Discovery Channel

NASA's Greatest Missions show information at DiscoveryChannel.co.uk

NASA's Greatest Missions

Gene Cernan driving the Rover (NASA)

Commemorating NASA’s 50th birthday, Discovery Channel presents the dramatic story of the space agency’s pioneering, awe-inspiring missions.

From the early quest of the Mercury programme to put a man in space, to the historic moon landings and the first untethered space walk by Bruce McCandless, watch these historic events as the world has never witnessed them before.

For 50 years America has led the world in space exploration, yet the boundless void that begins just 62 miles above us has been visited by no more than 500 people.

Featuring vintage footage filmed by the astronauts themselves, shown in HD for the first time, this series reveals the incredible story of humankind’s greatest adventures as they happened, told by the people who were actually there.

EPISODE GUIDE:

Episode 1: Ordinary Supermen

NASA, formed in 1958, one year after the launch of Sputnik, is leading the search for test pilots who have what it takes to enter the unknown of outer space. The seven men chosen to fly the Mercury capsule each know what it means to risk their lives. On average, one test pilot a week is dying in an air crash – but the danger of riding in a rocket will not faze these men.

But the first American in space will face a number of unanswered questions: Will a man in space be able to swallow food or drink? Will he go insane? Will he die from radiation exposure?

Faced with fierce Soviet competition, the race is on to answer these and many other important questions. President Kennedy dares America to get to the Moon within 10 years, and early missions are critical steps in a process that will culminate in the ultimate goal of putting a man on the Moon.

Episode 2: Friends and Rivals

NASA understands that getting to the Moon and back means mastering the art of joining two spaceships in space.

With that goal, NASA begins a new program dubbed Gemini and for the first time will launch two men into space in a single spaceship. Gemini is charged with achieving an ambitious set of advanced space travel goals, from long-duration flights to space walks.

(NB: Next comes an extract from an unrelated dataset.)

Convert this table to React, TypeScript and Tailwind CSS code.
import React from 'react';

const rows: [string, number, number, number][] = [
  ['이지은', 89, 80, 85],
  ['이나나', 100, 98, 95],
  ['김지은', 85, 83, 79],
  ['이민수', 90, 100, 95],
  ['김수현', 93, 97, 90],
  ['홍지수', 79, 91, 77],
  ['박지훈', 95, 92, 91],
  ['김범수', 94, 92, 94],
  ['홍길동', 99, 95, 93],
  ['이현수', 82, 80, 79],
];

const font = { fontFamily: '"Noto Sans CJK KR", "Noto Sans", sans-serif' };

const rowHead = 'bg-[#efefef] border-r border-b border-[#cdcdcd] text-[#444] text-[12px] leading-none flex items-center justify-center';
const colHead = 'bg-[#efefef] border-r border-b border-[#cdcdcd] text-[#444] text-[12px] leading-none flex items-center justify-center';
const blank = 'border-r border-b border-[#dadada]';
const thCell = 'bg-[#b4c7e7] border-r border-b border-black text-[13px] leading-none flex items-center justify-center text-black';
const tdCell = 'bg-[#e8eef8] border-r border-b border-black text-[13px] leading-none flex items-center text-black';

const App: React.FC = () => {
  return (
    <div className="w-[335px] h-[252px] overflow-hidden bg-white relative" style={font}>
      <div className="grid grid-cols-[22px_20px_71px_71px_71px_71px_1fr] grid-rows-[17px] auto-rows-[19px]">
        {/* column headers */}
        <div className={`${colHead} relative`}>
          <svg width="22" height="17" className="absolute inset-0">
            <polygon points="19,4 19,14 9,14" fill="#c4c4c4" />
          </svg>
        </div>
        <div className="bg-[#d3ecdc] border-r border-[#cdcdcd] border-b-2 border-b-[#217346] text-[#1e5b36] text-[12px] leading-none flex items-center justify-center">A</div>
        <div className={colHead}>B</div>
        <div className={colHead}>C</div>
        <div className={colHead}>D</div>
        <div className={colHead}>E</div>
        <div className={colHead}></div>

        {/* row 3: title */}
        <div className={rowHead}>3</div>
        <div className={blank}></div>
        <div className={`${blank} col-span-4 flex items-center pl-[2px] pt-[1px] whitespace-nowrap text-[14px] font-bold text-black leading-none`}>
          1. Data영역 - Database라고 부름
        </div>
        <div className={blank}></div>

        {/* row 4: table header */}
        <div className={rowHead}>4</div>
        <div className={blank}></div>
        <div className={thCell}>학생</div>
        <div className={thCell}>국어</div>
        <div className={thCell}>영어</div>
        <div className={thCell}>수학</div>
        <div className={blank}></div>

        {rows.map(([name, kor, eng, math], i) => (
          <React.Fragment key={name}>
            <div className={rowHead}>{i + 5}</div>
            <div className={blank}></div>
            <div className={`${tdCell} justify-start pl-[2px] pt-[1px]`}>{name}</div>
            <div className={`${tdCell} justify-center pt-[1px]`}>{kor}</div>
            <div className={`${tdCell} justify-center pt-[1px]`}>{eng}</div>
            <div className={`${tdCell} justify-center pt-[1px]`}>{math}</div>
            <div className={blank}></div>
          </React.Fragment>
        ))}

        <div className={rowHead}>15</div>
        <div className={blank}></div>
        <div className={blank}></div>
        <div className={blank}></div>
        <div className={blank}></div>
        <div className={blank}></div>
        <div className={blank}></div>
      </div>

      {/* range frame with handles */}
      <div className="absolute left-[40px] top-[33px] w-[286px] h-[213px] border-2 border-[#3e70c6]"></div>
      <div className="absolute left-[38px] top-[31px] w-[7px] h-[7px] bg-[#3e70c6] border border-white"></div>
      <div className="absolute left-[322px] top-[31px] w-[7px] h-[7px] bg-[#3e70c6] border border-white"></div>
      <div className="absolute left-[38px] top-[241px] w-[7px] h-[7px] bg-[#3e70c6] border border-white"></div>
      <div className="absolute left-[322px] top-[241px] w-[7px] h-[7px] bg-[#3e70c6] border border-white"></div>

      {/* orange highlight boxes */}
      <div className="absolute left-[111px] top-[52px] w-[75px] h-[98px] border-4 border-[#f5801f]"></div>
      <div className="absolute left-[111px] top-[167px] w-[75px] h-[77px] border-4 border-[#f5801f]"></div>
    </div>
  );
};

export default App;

Cosmonaut Alexei Leonov completes the first human space walk in 1965, and astronaut Ed White becomes the first American to walk in space a few months later. Still, the challenges of rendezvous and docking with another spacecraft have yet to be accomplished by either NASA or their Soviet counterparts.

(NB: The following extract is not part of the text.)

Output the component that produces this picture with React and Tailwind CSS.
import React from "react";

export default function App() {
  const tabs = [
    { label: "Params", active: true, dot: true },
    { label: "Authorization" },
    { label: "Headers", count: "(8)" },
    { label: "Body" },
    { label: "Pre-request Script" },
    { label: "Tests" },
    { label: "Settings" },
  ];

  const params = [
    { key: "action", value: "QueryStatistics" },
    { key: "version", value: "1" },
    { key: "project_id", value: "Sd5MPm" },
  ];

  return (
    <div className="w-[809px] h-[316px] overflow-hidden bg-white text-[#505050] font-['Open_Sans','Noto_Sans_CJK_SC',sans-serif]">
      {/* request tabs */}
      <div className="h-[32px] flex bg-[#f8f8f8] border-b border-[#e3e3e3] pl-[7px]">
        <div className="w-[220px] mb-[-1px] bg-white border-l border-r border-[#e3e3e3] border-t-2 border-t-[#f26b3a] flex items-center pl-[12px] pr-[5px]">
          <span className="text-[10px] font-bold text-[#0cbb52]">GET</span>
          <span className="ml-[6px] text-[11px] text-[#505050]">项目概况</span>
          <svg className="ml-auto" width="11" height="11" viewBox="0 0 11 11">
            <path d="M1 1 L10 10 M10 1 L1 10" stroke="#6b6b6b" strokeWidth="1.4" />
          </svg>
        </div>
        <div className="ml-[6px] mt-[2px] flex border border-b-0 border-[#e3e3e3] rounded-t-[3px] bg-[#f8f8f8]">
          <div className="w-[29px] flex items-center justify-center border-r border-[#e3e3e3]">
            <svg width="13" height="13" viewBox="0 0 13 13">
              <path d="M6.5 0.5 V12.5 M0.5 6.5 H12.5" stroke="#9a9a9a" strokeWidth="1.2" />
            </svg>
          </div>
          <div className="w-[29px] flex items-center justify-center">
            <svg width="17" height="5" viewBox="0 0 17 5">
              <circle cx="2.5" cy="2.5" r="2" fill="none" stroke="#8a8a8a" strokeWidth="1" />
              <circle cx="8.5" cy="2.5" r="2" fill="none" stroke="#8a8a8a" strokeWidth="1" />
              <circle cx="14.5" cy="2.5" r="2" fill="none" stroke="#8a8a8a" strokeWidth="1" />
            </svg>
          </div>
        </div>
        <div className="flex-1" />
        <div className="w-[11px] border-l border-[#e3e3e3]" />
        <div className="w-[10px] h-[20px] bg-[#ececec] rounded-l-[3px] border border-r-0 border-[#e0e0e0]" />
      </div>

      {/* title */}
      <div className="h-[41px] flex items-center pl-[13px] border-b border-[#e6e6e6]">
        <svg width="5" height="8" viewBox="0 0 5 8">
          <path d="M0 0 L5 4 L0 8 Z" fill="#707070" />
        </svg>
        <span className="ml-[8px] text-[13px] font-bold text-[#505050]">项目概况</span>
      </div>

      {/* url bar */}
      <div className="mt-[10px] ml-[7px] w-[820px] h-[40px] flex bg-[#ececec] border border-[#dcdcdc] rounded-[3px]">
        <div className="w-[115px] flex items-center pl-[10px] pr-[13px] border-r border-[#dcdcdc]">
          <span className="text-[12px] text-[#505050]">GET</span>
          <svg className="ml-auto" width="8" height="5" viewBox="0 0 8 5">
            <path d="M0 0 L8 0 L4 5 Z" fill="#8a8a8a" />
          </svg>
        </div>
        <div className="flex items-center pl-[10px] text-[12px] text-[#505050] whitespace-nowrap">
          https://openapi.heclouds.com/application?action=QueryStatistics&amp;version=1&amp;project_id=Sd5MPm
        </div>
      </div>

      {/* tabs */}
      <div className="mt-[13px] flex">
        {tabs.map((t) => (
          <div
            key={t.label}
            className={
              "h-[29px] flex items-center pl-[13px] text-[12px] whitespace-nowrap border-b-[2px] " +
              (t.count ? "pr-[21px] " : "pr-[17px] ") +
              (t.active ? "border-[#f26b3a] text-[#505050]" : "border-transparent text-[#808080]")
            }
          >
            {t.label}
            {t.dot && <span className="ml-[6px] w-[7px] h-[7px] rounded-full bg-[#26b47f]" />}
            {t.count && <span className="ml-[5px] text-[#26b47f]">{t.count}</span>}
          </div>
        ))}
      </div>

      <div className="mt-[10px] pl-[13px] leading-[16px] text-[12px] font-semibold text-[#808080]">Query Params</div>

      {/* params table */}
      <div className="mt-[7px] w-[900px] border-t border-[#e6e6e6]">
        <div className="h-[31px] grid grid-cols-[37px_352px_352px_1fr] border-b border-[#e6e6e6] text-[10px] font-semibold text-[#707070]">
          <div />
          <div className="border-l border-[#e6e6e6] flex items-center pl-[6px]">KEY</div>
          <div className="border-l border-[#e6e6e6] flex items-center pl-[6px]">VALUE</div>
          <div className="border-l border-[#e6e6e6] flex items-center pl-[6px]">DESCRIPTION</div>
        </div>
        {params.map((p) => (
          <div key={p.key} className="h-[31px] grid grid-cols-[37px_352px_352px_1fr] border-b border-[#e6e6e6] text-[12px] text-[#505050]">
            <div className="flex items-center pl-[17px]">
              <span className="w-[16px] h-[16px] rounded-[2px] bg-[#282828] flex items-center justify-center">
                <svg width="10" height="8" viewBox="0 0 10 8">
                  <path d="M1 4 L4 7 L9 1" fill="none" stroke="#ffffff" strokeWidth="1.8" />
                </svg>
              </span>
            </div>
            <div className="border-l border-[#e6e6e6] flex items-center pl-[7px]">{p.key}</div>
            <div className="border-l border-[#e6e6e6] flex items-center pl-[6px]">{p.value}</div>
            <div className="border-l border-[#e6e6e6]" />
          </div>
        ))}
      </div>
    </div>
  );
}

In a bold, complicated mission, NASA plans for Gemini 6 to fly thousands of miles before catching up with an orbiting Gemini 7 in a breathtaking moment of space choreography. The Moon is in their sights.

Episode 3:  Landing the Eagle

In the summer of 1968 - with the Gemini programme having achieved its goals and the Apollo programme in full swing - NASA changes the mission of Apollo 8 to be the first manned flight to the Moon.

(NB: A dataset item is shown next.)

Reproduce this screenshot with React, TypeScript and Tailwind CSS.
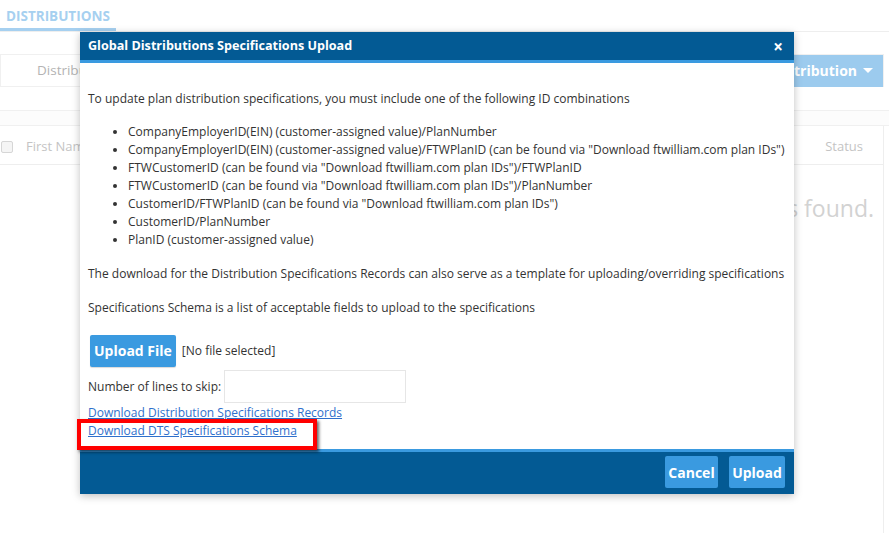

Commander Frank Borman, James Lovell and William Anders become the first humans to leave the gravitational pull of Earth and see the far side of the Moon. The astronauts of Apollo 8 had travelled farther than any man had before, at 250,000 miles to the Moon and back.

On July 16, 1969, Apollo 11 lifts off for a lunar landing carrying Neil Armstrong, Buzz Aldrin, Michael Collins and good wishes from the world. The world awaits the crew’s Moon fate: Will the lunar module sink into the dust? Will the crew be attacked by "lunar germs"? Will they be able to blast away from the lunar surface once the mission is completed?

Four days later, the astronauts land on the Moon. It is NASA’s finest hour and one of the most triumphant moments in world history.

Episode 4: The Explorers

As NASA’s confidence grows, the tentative steps taken by Armstrong and Aldrin are overshadowed by the feats of Charlie Duke, John Young and Gene Cernan (among others), who race around the Moon on lunar rovers.

Lunar missions become more ambitious, culminating in Apollo 17’s three-day stay in the Sea of Serenity. But budget worries force the cancellation of the final three missions, and the end of the Apollo programme brings a search for new objectives.